▶ **WHAT YOU HAVE TO DO**
Which lines hold the word "components"? Copy each one.
-- START DATA SHOWN --
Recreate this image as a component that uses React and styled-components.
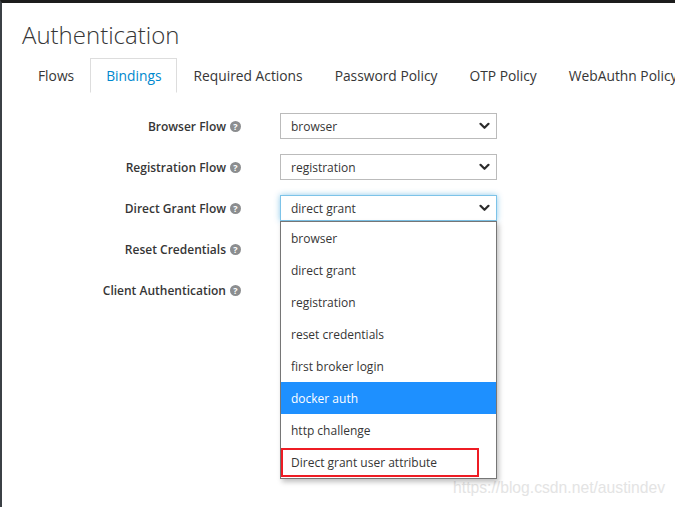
import React from 'react';
import styled, { createGlobalStyle } from 'styled-components';

const GlobalStyle = createGlobalStyle`
  html, body {
    margin: 0;
    padding: 0;
    background: #ffffff;
  }
  body {
    font-family: "Open Sans", "Liberation Sans", sans-serif;
    color: #363636;
  }
`;

const Frame = styled.div`
  position: relative;
  box-sizing: border-box;
  width: 675px;
  height: 507px;
  overflow: hidden;
  border-top: 3px solid #1c1c1c;
  border-left: 2px solid #3b4045;
  background: #fff;
`;

const Content = styled.div`
  padding: 0 0 0 20px;
`;

const Title = styled.h1`
  margin: 0;
  padding-top: 16px;
  font-size: 24px;
  line-height: 32px;
  font-weight: 300;
  color: #363636;
`;

const TabBar = styled.ul`
  display: flex;
  list-style: none;
  margin: 7px 0 0;
  padding: 0;
  border-bottom: 1px solid #dddddd;
  white-space: nowrap;
`;

const Tab = styled.li`
  box-sizing: border-box;
  height: 35px;
  margin-bottom: -1px;
  padding: 0 15px;
  display: flex;
  align-items: center;
  font-size: 13.8px;
  border: 1px solid ${(p) => (p.$active ? '#dddddd' : 'transparent')};
  border-bottom-color: ${(p) => (p.$active ? '#ffffff' : 'transparent')};
  background: #fff;
  color: ${(p) => (p.$active ? '#0088ce' : '#363636')};
  flex-shrink: 0;
`;

const Form = styled.div`
  display: grid;
  grid-template-columns: 219px 217px;
  column-gap: 39px;
  row-gap: 15px;
  margin-top: 20px;
`;

const Label = styled.label`
  display: flex;
  align-items: center;
  justify-content: flex-end;
  gap: 4px;
  font-size: 12px;
  font-weight: 600;
  color: #363636;
  height: 26px;
`;

const Help = styled.span`
  display: inline-flex;
  align-items: center;
  justify-content: center;
  width: 11px;
  height: 11px;
  border-radius: 50%;
  background: #8b8d8f;
  color: #fff;
  font-size: 9px;
  font-weight: 700;
  line-height: 1;
`;

const SelectWrap = styled.div`
  position: relative;
`;

const Select = styled.div`
  box-sizing: border-box;
  height: 26px;
  display: flex;
  align-items: center;
  justify-content: space-between;
  padding: 0 6px 0 10px;
  font-size: 12px;
  color: #363636;
  border: 1px solid ${(p) => (p.$focused ? '#7dc3e8' : '#bbbbbb')};
  box-shadow: ${(p) =>
    p.$focused ? '0 0 6px rgba(0, 136, 206, 0.45)' : 'none'};
  background: #fff;
`;

const Chevron = () => (
  <svg width="11" height="8" viewBox="0 0 11 8">
    <path
      d="M1.5 1.8 L5.5 5.8 L9.5 1.8"
      fill="none"
      stroke="#2b2b2b"
      strokeWidth="2.2"
      strokeLinecap="round"
      strokeLinejoin="round"
    />
  </svg>
);

const Menu = styled.ul`
  position: absolute;
  top: 100%;
  left: 0;
  width: 217px;
  box-sizing: border-box;
  margin: 0;
  padding: 0;
  list-style: none;
  background: #fff;
  border: 1px solid #767676;
  box-shadow: 2px 3px 5px rgba(0, 0, 0, 0.25);
  z-index: 2;
`;

const Option = styled.li`
  position: relative;
  height: 32px;
  display: flex;
  align-items: center;
  padding-left: 10px;
  font-size: 12px;
  color: ${(p) => (p.$selected ? '#ffffff' : '#363636')};
  background: ${(p) => (p.$selected ? '#1e90ff' : '#ffffff')};
`;

const Marker = styled.span`
  position: absolute;
  left: 0;
  top: 2px;
  width: 198px;
  height: 29px;
  box-sizing: border-box;
  border: 2px solid #ee1c24;
`;

const Watermark = styled.div`
  position: absolute;
  right: 10px;
  bottom: 10px;
  font-family: "Liberation Sans", Arial, sans-serif;
  font-size: 15.7px;
  color: #e4e4e4;
`;

const tabs = [
  'Flows',
  'Bindings',
  'Required Actions',
  'Password Policy',
  'OTP Policy',
  'WebAuthn Policy',
];

const fields = [
  { label: 'Browser Flow', value: 'browser' },
  { label: 'Registration Flow', value: 'registration' },
  { label: 'Direct Grant Flow', value: 'direct grant', open: true },
  { label: 'Reset Credentials' },
  { label: 'Client Authentication' },
];

const options = [
  'browser',
  'direct grant',
  'registration',
  'reset credentials',
  'first broker login',
  'docker auth',
  'http challenge',
  'Direct grant user attribute',
];

export default function App() {
  return (
    <>
      <GlobalStyle />
      <Frame>
        <Content>
          <Title>Authentication</Title>
          <TabBar>
            {tabs.map((t) => (
              <Tab key={t} $active={t === 'Bindings'}>
                {t}
              </Tab>
            ))}
          </TabBar>
          <Form>
            {fields.map((f) => (
              <React.Fragment key={f.label}>
                <Label>
                  {f.label}
                  <Help>?</Help>
                </Label>
                <SelectWrap>
                  {f.value && (
                    <Select $focused={f.open}>
                      <span>{f.value}</span>
                      <Chevron />
                    </Select>
                  )}
                  {f.open && (
                    <Menu>
                      {options.map((o) => (
                        <Option key={o} $selected={o === 'docker auth'}>
                          {o}
                          {o === 'Direct grant user attribute' && <Marker />}
                        </Option>
                      ))}
                    </Menu>
                  )}
                </SelectWrap>
              </React.Fragment>
            ))}
          </Form>
        </Content>
        <Watermark>https://blog.csdn.net/austindev</Watermark>
      </Frame>
    </>
  );
}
-- END DATA SHOWN --
▶ **OUTPUT OF THE TASK**
Recreate this image as a component that uses React and styled-components.
import styled, { createGlobalStyle } from 'styled-components';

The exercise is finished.